Entries with page source code:
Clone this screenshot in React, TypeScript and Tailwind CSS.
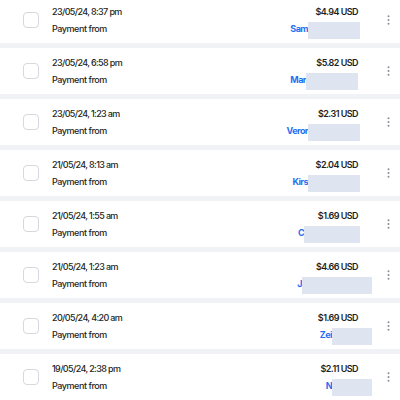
const rows = [
  { date: '23/05/24, 8:37 pm', amount: '$4.94 USD', name: 'Sam', box: 'w-[52px] -mr-[2px]' },
  { date: '23/05/24, 6:58 pm', amount: '$5.82 USD', name: 'Mar', box: 'w-[52px]' },
  { date: '23/05/24, 1:23 am', amount: '$2.31 USD', name: 'Veror', box: 'w-[52px] -mr-[2px]' },
  { date: '21/05/24, 8:13 am', amount: '$2.04 USD', name: 'Kirs', box: 'w-[52px] -mr-[2px]' },
  { date: '21/05/24, 1:55 am', amount: '$1.69 USD', name: 'C', box: 'w-[56px] -mr-[2px]' },
  { date: '21/05/24, 1:23 am', amount: '$4.66 USD', name: 'J', box: 'w-[70px] -mr-[14px]' },
  { date: '20/05/24, 4:20 am', amount: '$1.69 USD', name: 'Zei', box: 'w-[40px] -mr-[14px]' },
  { date: '19/05/24, 2:38 pm', amount: '$2.11 USD', name: 'N', box: 'w-[40px] -mr-[14px]' },
]

function Kebab() {
  return (
    <svg width="3" height="10" viewBox="0 0 3 10" className="text-[#8b8f98] shrink-0">
      <circle cx="1.5" cy="1.2" r="1" fill="currentColor" />
      <circle cx="1.5" cy="5" r="1" fill="currentColor" />
      <circle cx="1.5" cy="8.8" r="1" fill="currentColor" />
    </svg>
  )
}

export default function App() {
  return (
    <div className="w-[400px] h-[400px] overflow-hidden bg-[#f1f2f6]" style={{ fontFamily: 'Inter, "Liberation Sans", sans-serif' }}>
      <div className="flex flex-col gap-[5px] -mt-[3px]">
        {rows.map(r => (
          <div key={r.date + r.amount} className="flex items-center h-[46px] bg-white pl-[23px] pr-[10px]">
            <div className="w-[16px] h-[16px] rounded-[4px] border border-[#d5d8de] bg-white shrink-0" />
            <div className="flex flex-col ml-[13px] gap-[7px] text-[9px] leading-[10px] text-[#1d1f23] font-medium">
              <span className="tracking-[-0.07em]">{r.date}</span>
              <span className="tracking-[-0.05em]">Payment from</span>
            </div>
            <div className="flex flex-col items-end ml-auto mr-[29px] gap-[7px] text-[9px] leading-[10px] tracking-[-0.06em] font-semibold">
              <span className="text-[#1d1f23]">{r.amount}</span>
              <div className="flex items-start h-[10px]">
                <span className="text-[#1f6ff2] font-bold">{r.name}</span>
                <span className={`h-[17px] -mt-[2px] bg-[#dfe4f1] shrink-0 ${r.box}`} />
              </div>
            </div>
            <Kebab />
          </div>
        ))}
      </div>
    </div>
  )
}
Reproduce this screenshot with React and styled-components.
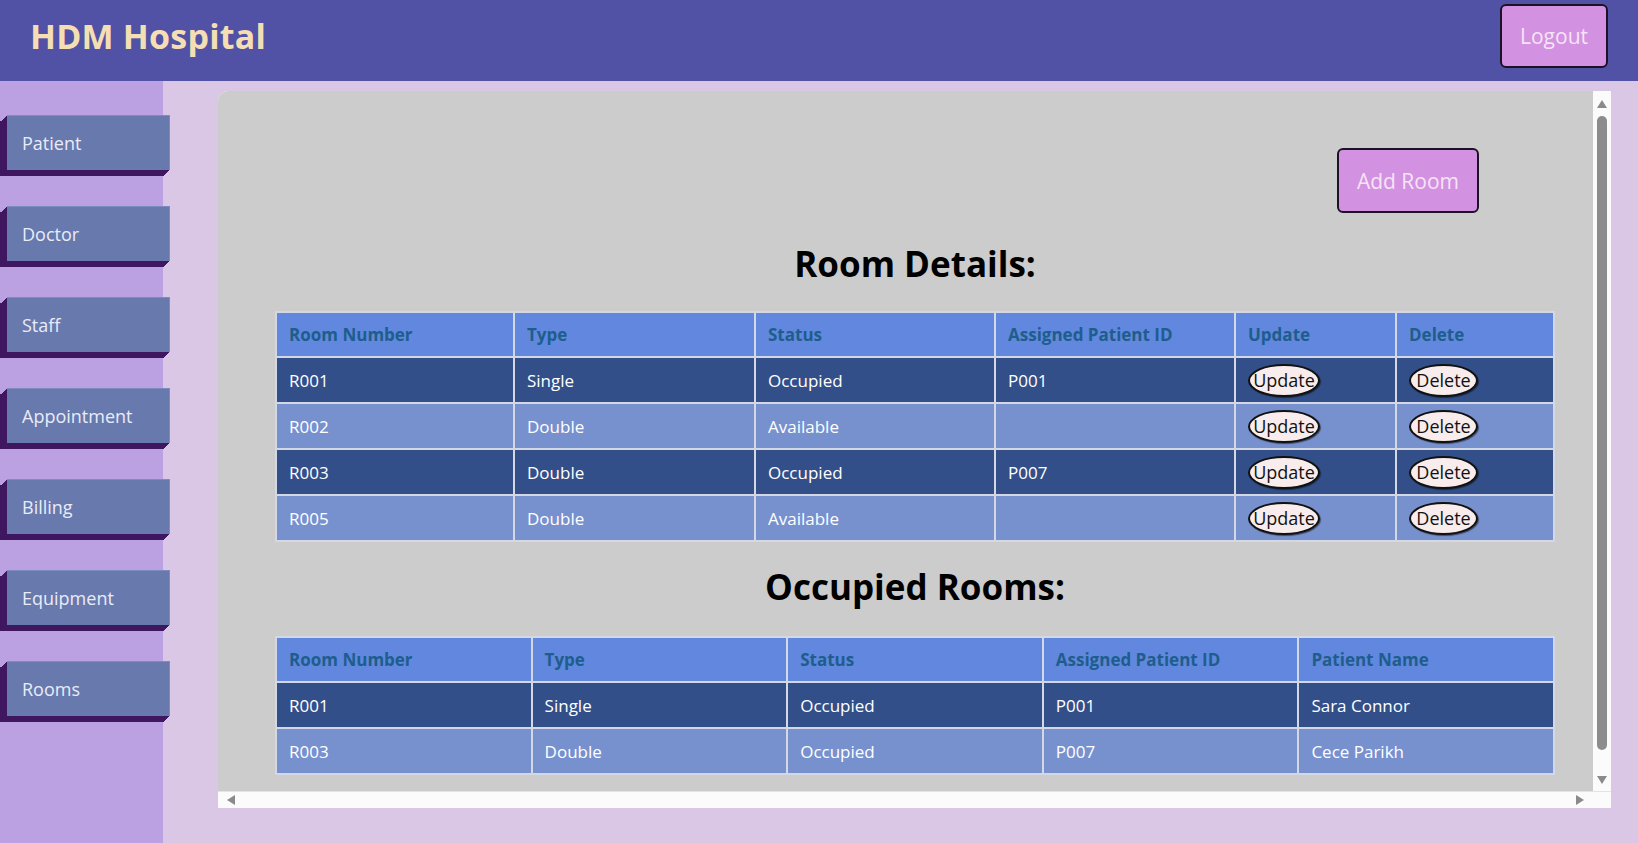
import React from "react";
import styled, { createGlobalStyle } from "styled-components";

const GlobalStyle = createGlobalStyle`
  body {
    margin: 0;
    font-family: "Open Sans", "Noto Sans", sans-serif;
    background-color: #dac7e6;
  }
`;

const rooms = [
  { no: "R001", type: "Single", status: "Occupied", pid: "P001" },
  { no: "R002", type: "Double", status: "Available", pid: "" },
  { no: "R003", type: "Double", status: "Occupied", pid: "P007" },
  { no: "R005", type: "Double", status: "Available", pid: "" },
];

const occupied = [
  { no: "R001", type: "Single", status: "Occupied", pid: "P001", name: "Sara Connor" },
  { no: "R003", type: "Double", status: "Occupied", pid: "P007", name: "Cece Parikh" },
];

const menu = ["Patient", "Doctor", "Staff", "Appointment", "Billing", "Equipment", "Rooms"];

// little scrollbar arrows
const Arrow = ({ dir }) => {
  const pts = {
    up: "0,8 5,0 10,8",
    down: "0,0 10,0 5,8",
    left: "8,0 8,10 0,5",
    right: "0,0 8,5 0,10",
  }[dir];
  const vertical = dir === "up" || dir === "down";
  return (
    <svg width={vertical ? 10 : 8} height={vertical ? 8 : 10} viewBox={vertical ? "0 0 10 8" : "0 0 8 10"}>
      <polygon points={pts} fill="#8a8a8a" />
    </svg>
  );
};

const App = () => {
  return (
    <Page>
      <GlobalStyle />
      <Header>
        <Title>HDM Hospital</Title>
        <PurpleButton $w="108px" $h="64px">Logout</PurpleButton>
      </Header>
      <Body>
        <Sidebar>
          {menu.map((m) => (
            <SideButton key={m}>{m}</SideButton>
          ))}
        </Sidebar>
        <Main>
          <Panel>
            <Content>
              <TopRow>
                <PurpleButton $w="142px" $h="65px">Add Room</PurpleButton>
              </TopRow>
              <Heading $top="30px" $bottom="26px">Room Details:</Heading>
              <Table>
                <thead>
                  <tr>
                    <Th $w="238px">Room Number</Th>
                    <Th $w="241px">Type</Th>
                    <Th $w="240px">Status</Th>
                    <Th $w="240px">Assigned Patient ID</Th>
                    <Th $w="161px">Update</Th>
                    <Th>Delete</Th>
                  </tr>
                </thead>
                <tbody>
                  {rooms.map((r, i) => (
                    <Row key={r.no} $dark={i % 2 === 0}>
                      <Td>{r.no}</Td>
                      <Td>{r.type}</Td>
                      <Td>{r.status}</Td>
                      <Td>{r.pid}</Td>
                      <Td>
                        <OvalButton $w="72px">Update</OvalButton>
                      </Td>
                      <Td>
                        <OvalButton $w="69px">Delete</OvalButton>
                      </Td>
                    </Row>
                  ))}
                </tbody>
              </Table>
              <Heading $top="24px" $bottom="28px">Occupied Rooms:</Heading>
              <Table>
                <thead>
                  <tr>
                    <Th $w="20%">Room Number</Th>
                    <Th $w="20%">Type</Th>
                    <Th $w="20%">Status</Th>
                    <Th $w="20%">Assigned Patient ID</Th>
                    <Th $w="20%">Patient Name</Th>
                  </tr>
                </thead>
                <tbody>
                  {occupied.map((r, i) => (
                    <Row key={r.no} $dark={i % 2 === 0}>
                      <Td>{r.no}</Td>
                      <Td>{r.type}</Td>
                      <Td>{r.status}</Td>
                      <Td>{r.pid}</Td>
                      <Td>{r.name}</Td>
                    </Row>
                  ))}
                </tbody>
              </Table>
            </Content>
            <VScroll>
              <Arrow dir="up" />
              <Thumb />
              <Arrow dir="down" />
            </VScroll>
            <HScroll>
              <Arrow dir="left" />
              <Arrow dir="right" />
            </HScroll>
          </Panel>
        </Main>
      </Body>
    </Page>
  );
};

export default App;

const Page = styled.div`
  height: 843px;
  display: flex;
  flex-direction: column;
  overflow: hidden;
`;

const Header = styled.div`
  height: 81px;
  flex-shrink: 0;
  background-color: #5152a5;
  display: flex;
  align-items: flex-start;
  justify-content: space-between;
  padding: 4px 30px 0 30px;
  box-sizing: border-box;
`;

const Title = styled.h1`
  margin: 0;
  color: #f5deb3;
  font-size: 34px;
  line-height: 64px;
  font-weight: 700;
  letter-spacing: 0.2px;
`;

const PurpleButton = styled.button`
  width: ${(p) => p.$w};
  height: ${(p) => p.$h};
  background-color: #d291e1;
  border: 2px solid #1c1226;
  border-radius: 6px;
  color: #f6e4f6;
  font-family: "Open Sans", sans-serif;
  font-size: 21px;
  font-weight: 400;
  cursor: pointer;
`;

const Body = styled.div`
  flex: 1;
  display: flex;
  min-height: 0;
`;

const Sidebar = styled.div`
  width: 163px;
  flex-shrink: 0;
  background-color: #bba1e1;
  display: flex;
  flex-direction: column;
  gap: 36px;
  padding-top: 34px;
  box-sizing: border-box;
  position: relative;
  z-index: 1;
`;

const SideButton = styled.div`
  width: 163px;
  height: 55px;
  margin-left: 7px;
  box-sizing: border-box;
  background-color: #6879ad;
  border-top: 1px solid #7c8cc0;
  border-right: 1px solid #7c8cc0;
  color: #e8ecf8;
  font-size: 18px;
  font-weight: 400;
  display: flex;
  align-items: center;
  padding-left: 15px;
  box-shadow: -1px 1px 0 #3f1660, -2px 2px 0 #3f1660, -3px 3px 0 #3f1660,
    -4px 4px 0 #3f1660, -5px 5px 0 #3f1660, -6px 6px 0 #3f1660,
    -7px 6px 0 #3f1660;
`;

const Main = styled.div`
  flex: 1;
  padding: 10px 27px 35px 55px;
  min-width: 0;
  display: flex;
`;

const Panel = styled.div`
  flex: 1;
  display: grid;
  grid-template-columns: 1fr 18px;
  grid-template-rows: 1fr 17px;
  border-radius: 10px 0 0 0;
  overflow: hidden;
  background-color: #fbfbfb;
`;

const Content = styled.div`
  background-color: #cccccc;
  overflow: hidden;
  padding: 57px 38px 0 57px;
  box-sizing: border-box;
  min-width: 0;
  min-height: 0;
`;

const VScroll = styled.div`
  display: flex;
  flex-direction: column;
  align-items: center;
  padding: 9px 0 7px 0;
  gap: 8px;
`;

const Thumb = styled.div`
  flex: 1;
  width: 10px;
  border-radius: 5px;
  background-color: #8c8c8c;
  margin-bottom: 18px;
`;

const HScroll = styled.div`
  grid-column: 1 / 3;
  display: flex;
  align-items: center;
  justify-content: space-between;
  padding: 0 27px 0 9px;
  border-top: 1px solid #e4e4e4;
`;

const TopRow = styled.div`
  display: flex;
  justify-content: flex-end;
  padding-right: 76px;
`;

const Heading = styled.h2`
  margin: ${(p) => p.$top} 0 ${(p) => p.$bottom} 0;
  text-align: center;
  font-size: 35px;
  line-height: 42px;
  font-weight: 700;
  color: #000;
`;

const Table = styled.table`
  width: 1280px;
  border-collapse: collapse;
  font-size: 17px;
`;

const Th = styled.th`
  width: ${(p) => p.$w || "auto"};
  background-color: #6287de;
  color: #1d5e8c;
  font-weight: 700;
  text-align: left;
  height: 45px;
  padding: 0 12px;
  box-sizing: border-box;
  border: 2px solid #d3d8e4;
`;

const Row = styled.tr`
  background-color: ${(p) => (p.$dark ? "#324f89" : "#7791cf")};
`;

const Td = styled.td`
  color: #ffffff;
  height: 46px;
  padding: 0 12px;
  box-sizing: border-box;
  border: 2px solid #d3d8e4;
`;

const OvalButton = styled.button`
  width: ${(p) => p.$w};
  height: 33px;
  background-color: #f8ecec;
  border: 2px solid #111;
  border-radius: 50%;
  color: #111;
  font-family: "Open Sans", sans-serif;
  font-size: 18px;
  line-height: 1;
  padding: 0;
  box-shadow: 1px 1px 1px rgba(0, 0, 0, 0.5);
  cursor: pointer;
`;
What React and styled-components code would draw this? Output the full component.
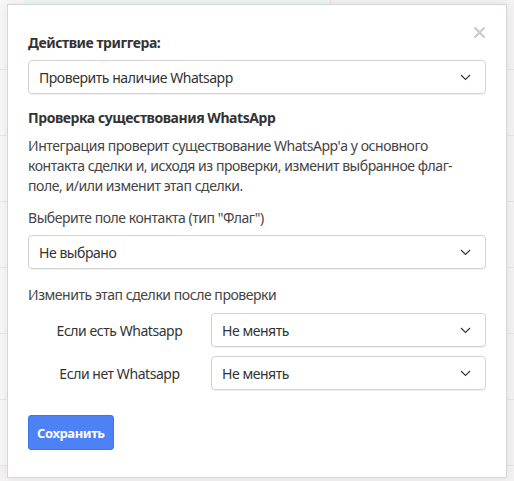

◆ REQUIREMENTS:
Every line holding "components" should be copied out.

◆ ANSWER TO THIS PROBLEM:
Reproduce this screenshot with React and styled-components.
import styled, { createGlobalStyle } from "styled-components";
What React and styled-components code would draw this? Output the full component.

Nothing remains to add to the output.